You will learn about an owner who changed the country, a trainer who went against all conventional wisdom, and two jockey stories that can't possibly be true. The book reads like fiction. It is all carefully documented as true.

A few days before the 1998 Breeders' Cup, I was in Lexington working on a story about Kentucky basketball coach Tubby Smith. Before heading to Rupp Arena for an exhibition game, I stopped in a local restaurant with only a horse magazine for company.

I happened to turn to an article that was originally printed in American Heritage, not a place to find your typical horse racing literature. In seconds, I was entranced.

The writing, the story, and the research were brilliant, nothing like anything ever done on the sport. I remember nothing about dinner, but everything about the article.

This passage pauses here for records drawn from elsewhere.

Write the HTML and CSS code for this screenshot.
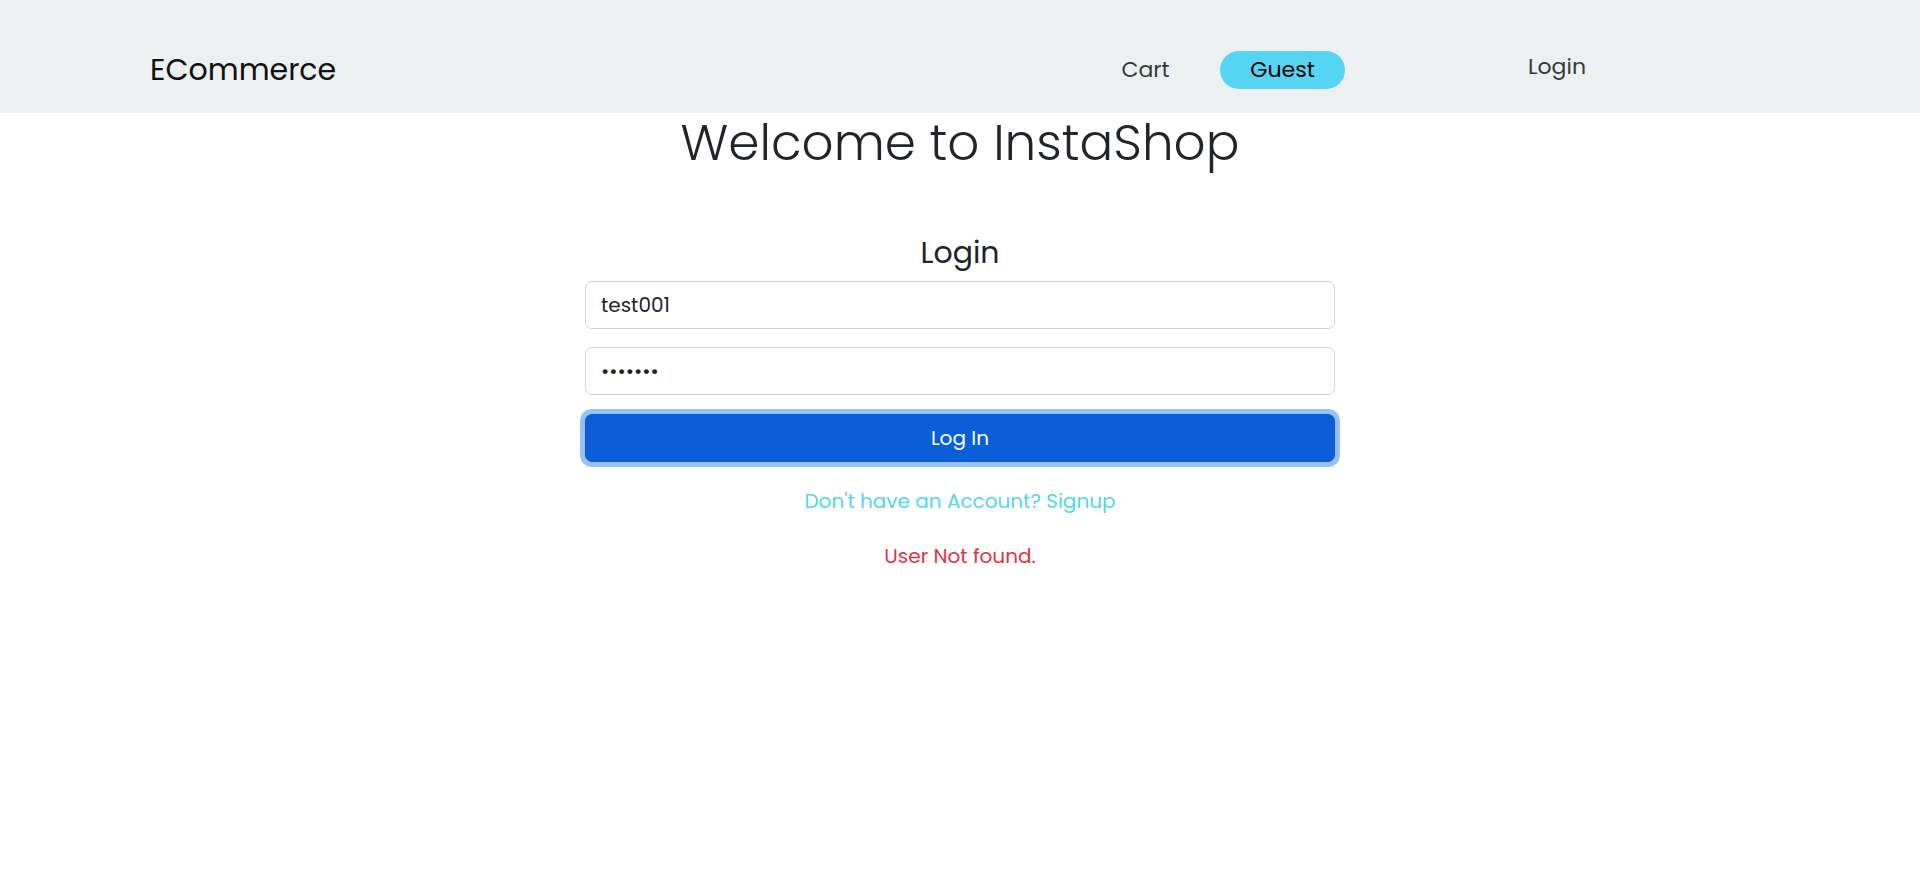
FILE: index.html
```html
<!DOCTYPE html>
<html lang="en">
<head>
<meta charset="utf-8">
<title>InstaShop</title>
<link rel="stylesheet" href="styles.css">
</head>
<body>
<header class="navbar">
  <div class="nav-inner">
    <a class="brand" href="#">ECommerce</a>
    <nav class="menu">
      <a class="nav-link cart" href="#">Cart</a>
      <span class="guest">Guest</span>
      <a class="nav-link login" href="#">Login</a>
    </nav>
  </div>
</header>
<main class="page">
  <h1 class="title">Welcome to InstaShop</h1>
  <form class="login-form">
    <h2 class="form-title">Login</h2>
    <input class="field field-first" type="text" value="test001">
    <input class="field" type="password" value="1234567">
    <button class="btn" type="button">Log In</button>
    <a class="signup" href="#">Don't have an Account? Signup</a>
    <p class="error">User Not found.</p>
  </form>
</main>
</body>
</html>
```
FILE: styles.css
```css
* { box-sizing: border-box; }

html, body {
  margin: 0;
  padding: 0;
  background: #ffffff;
  font-family: "Poppins", "Inter", "Noto Sans", sans-serif;
  color: #212529;
}

a { text-decoration: none; }

.navbar {
  background: #ecf0f1;
  height: 113px;
}

.nav-inner {
  display: flex;
  align-items: flex-start;
  padding: 51px 150px 0 150px;
}

.brand {
  font-size: 30px;
  line-height: 38px;
  color: #111111;
}

.menu {
  margin-left: auto;
  margin-right: 174px;
  display: flex;
  align-items: flex-start;
}

.nav-link {
  font-size: 22px;
  color: #34393e;
  text-align: center;
}

.cart {
  width: 67px;
  line-height: 38px;
}

.guest {
  margin-left: 41px;
  width: 125px;
  height: 38px;
  line-height: 38px;
  border-radius: 19px;
  background: #55d5f1;
  color: #000000;
  font-size: 22px;
  text-align: center;
}

.login {
  margin-left: 173px;
  width: 78px;
  line-height: 32px;
}

.page {
  display: flex;
  flex-direction: column;
  align-items: center;
}

.title {
  margin: 0;
  font-size: 50px;
  line-height: 60px;
  font-weight: 300;
  color: #212529;
}

.login-form {
  width: 750px;
  margin-top: 61px;
  display: flex;
  flex-direction: column;
  align-items: center;
}

.form-title {
  margin: 0 0 10px 0;
  font-size: 30px;
  line-height: 37px;
  font-weight: 400;
  color: #212529;
}

.field {
  width: 100%;
  height: 48px;
  margin: 0 0 18px 0;
  padding: 0 15px;
  border: 1px solid #ced4da;
  border-radius: 7px;
  font-family: inherit;
  font-size: 20px;
  color: #212529;
  background: #ffffff;
  outline: none;
}

.field[type="password"] {
  margin-bottom: 19px;
}

.btn {
  width: 100%;
  height: 48px;
  border: 1px solid #0a58ca;
  border-radius: 7px;
  background: #0b5ed7;
  color: #ffffff;
  font-family: inherit;
  font-size: 20px;
  box-shadow: 0 0 0 5px #98c1fc;
  cursor: pointer;
}

.signup {
  margin-top: 24px;
  font-size: 20px;
  line-height: 30px;
  color: #55d5f1;
}

.error {
  margin: 25px 0 0 0;
  font-size: 20px;
  line-height: 30px;
  color: #dc3545;
}
```
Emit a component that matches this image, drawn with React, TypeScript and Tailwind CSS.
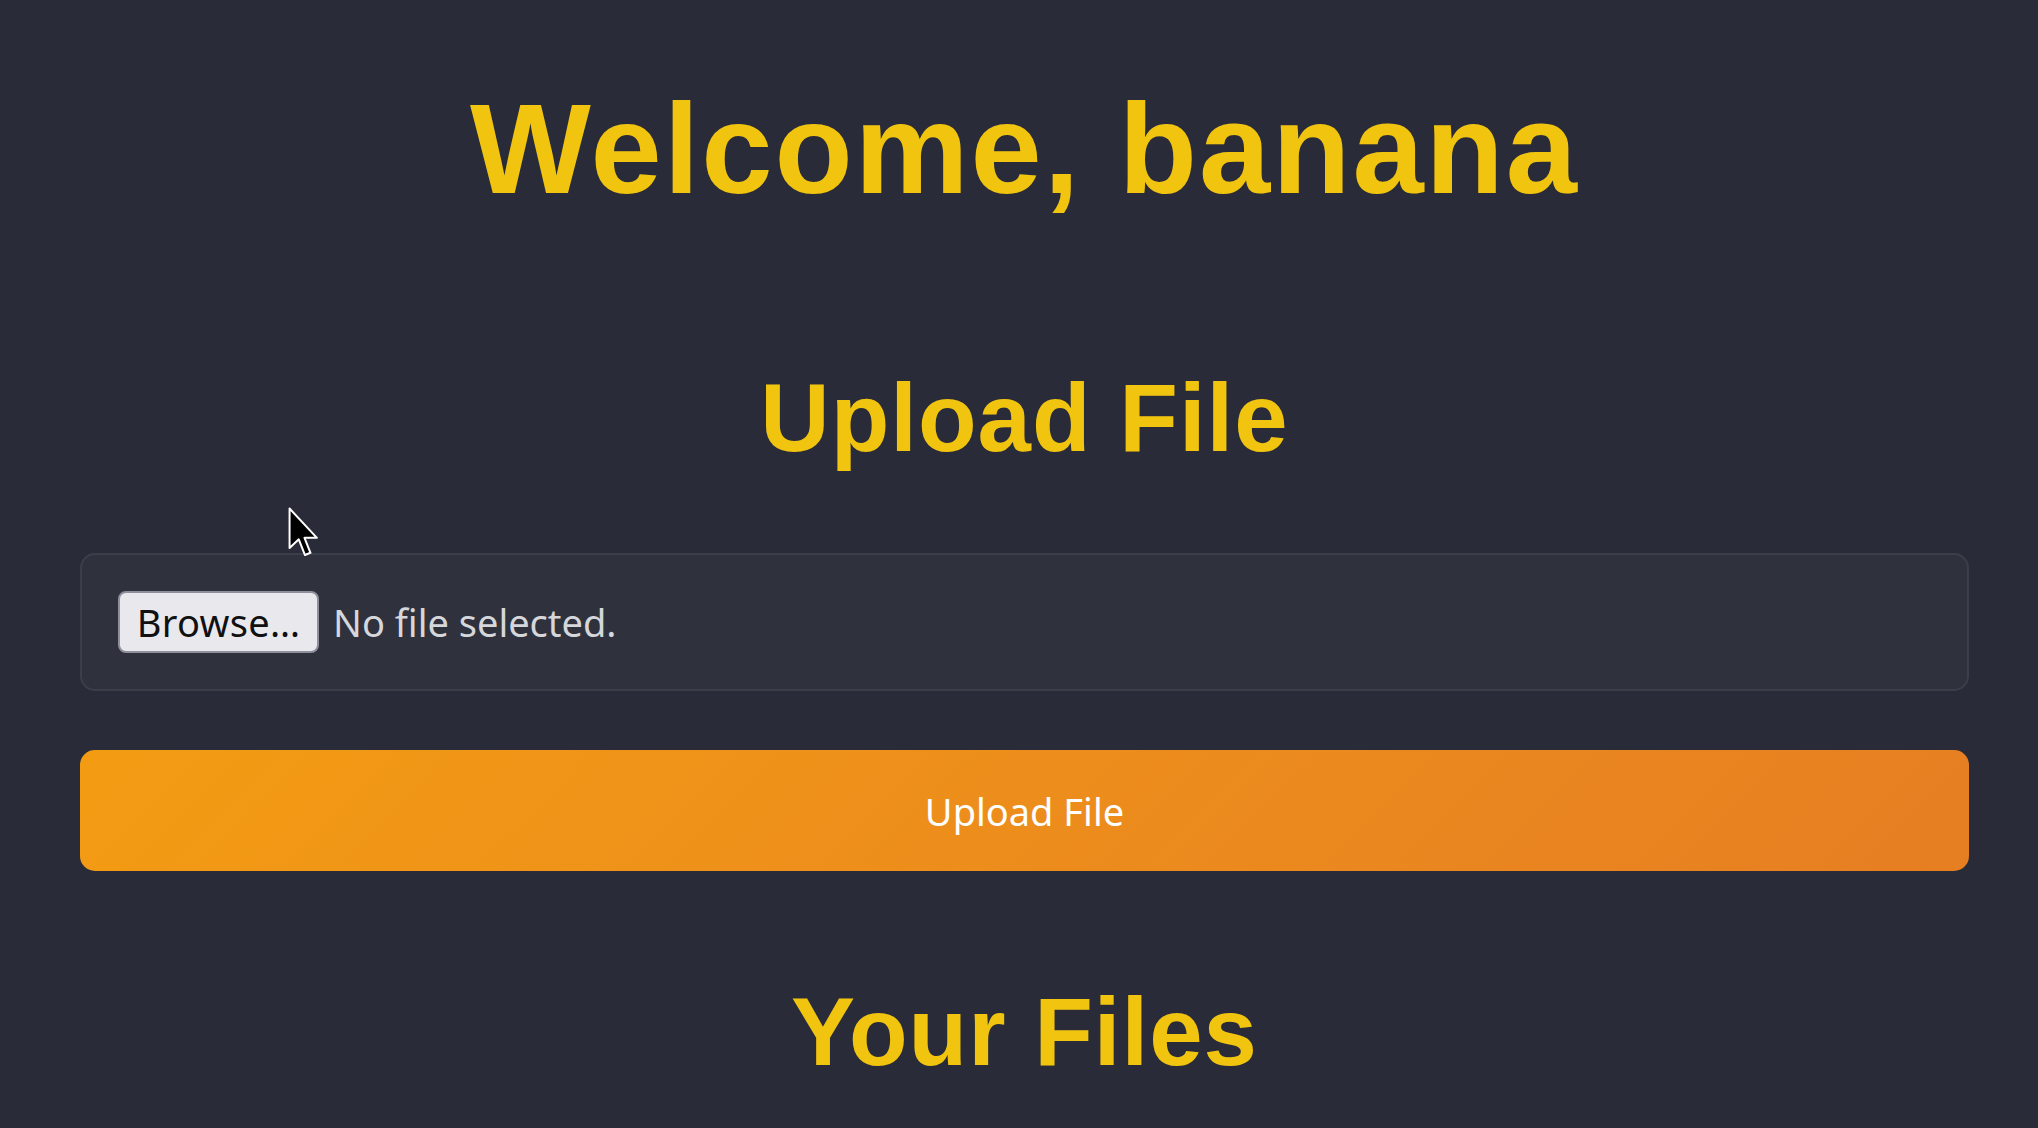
import React from "react";

export default function App() {
  return (
    <div className="relative min-h-screen bg-[#292c38] pl-[80px] pr-[69px] font-['Liberation_Sans',Arial,sans-serif]">
      <h1 className="pt-[85px] text-center text-[128px] leading-none font-bold tracking-[2px] text-[#f1c40f]">
        Welcome, banana
      </h1>
      <h2 className="mt-[157px] text-center text-[96px] leading-none font-bold tracking-[1px] text-[#f1c40f]">
        Upload File
      </h2>
      <div className="mt-[87px] rounded-[15px] border-2 border-[#3b3f49] bg-[#2f323d] p-[36px] font-['Noto_Sans',sans-serif]">
        <div className="flex items-center gap-[14px]">
          <div className="flex h-[62px] w-[201px] items-center justify-center rounded-[8px] border-2 border-[#8f8f9d] bg-[#e9e9ed] text-[38px] leading-none tracking-[0.3px] text-[#111111]">
            Browse…
          </div>
          <span className="text-[38px] leading-none text-[#d6d7db]">No file selected.</span>
        </div>
      </div>
      <div className="mt-[59px] flex h-[121px] items-center justify-center rounded-[15px] bg-linear-135 from-[#f39c12] to-[#e67e22] font-['Noto_Sans',sans-serif] text-[38px] leading-none text-white">
        Upload File
      </div>
      <h2 className="mt-[113px] text-center text-[96px] leading-none font-bold tracking-[1px] text-[#f1c40f]">
        Your Files
      </h2>
      <svg
        className="absolute left-[288px] top-[507px]"
        width="30"
        height="51"
        viewBox="0 0 12 20.5"
      >
        <path
          d="M0.6 0.6 L0.6 16.5 L4.3 13 L6.8 19.3 L9 18.4 L6.6 12.4 L11.6 12.4 Z"
          fill="#000"
          stroke="#fff"
          strokeWidth="0.8"
          strokeLinejoin="round"
        />
      </svg>
    </div>
  );
}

What I remembered most was that it was going to become a book. When the book finally arrived in bookstores early this year, I waited.

The wonderful reviews poured in. The book made it to the best-seller's list. Still, I waited.

This was a book I wanted to savor. My plate needed to be clean. There could be no distractions.

So, as the NBA playoffs surrounded the Triple Crown and time became just a concept for those of us covering both, the book stayed in the back of my mind.

Finally, as June neared an end, the time was right.

The book, was worth the wait. Author Laura Hillenbrand takes the readers back to an era when horse racing, baseball, and boxing were the only sports that mattered, a time when one horse somehow seemed to represent the American dream as the country was pulling out of the Great Depression.

They didn't have "radio ratings," but apparently the only people who didn't listen to Seabiscuit's biggest races were either asleep or dead. They came by the hundreds just to see the horse pass through their towns by rail. They came by the thousands to see the horse work out. They came by the tens of thousands to see the horse race.

The romance of the sport in that era is something we can only imagine. Thankfully, Hillenbrand has taken us so close to the romance that we can at least sense it.

In this era of studio racing, never-ending race meets, and horses who are retired to stud after getting a top Beyer in a maiden race, the Seabiscuit story seems much further than six decades away.

The only similarities between the sport then and now is that horses still run around ovals. And there is this. Early speed mattered then, too. See Chapter 19, "``The Second Civil War,'' for incontrovertible evidence.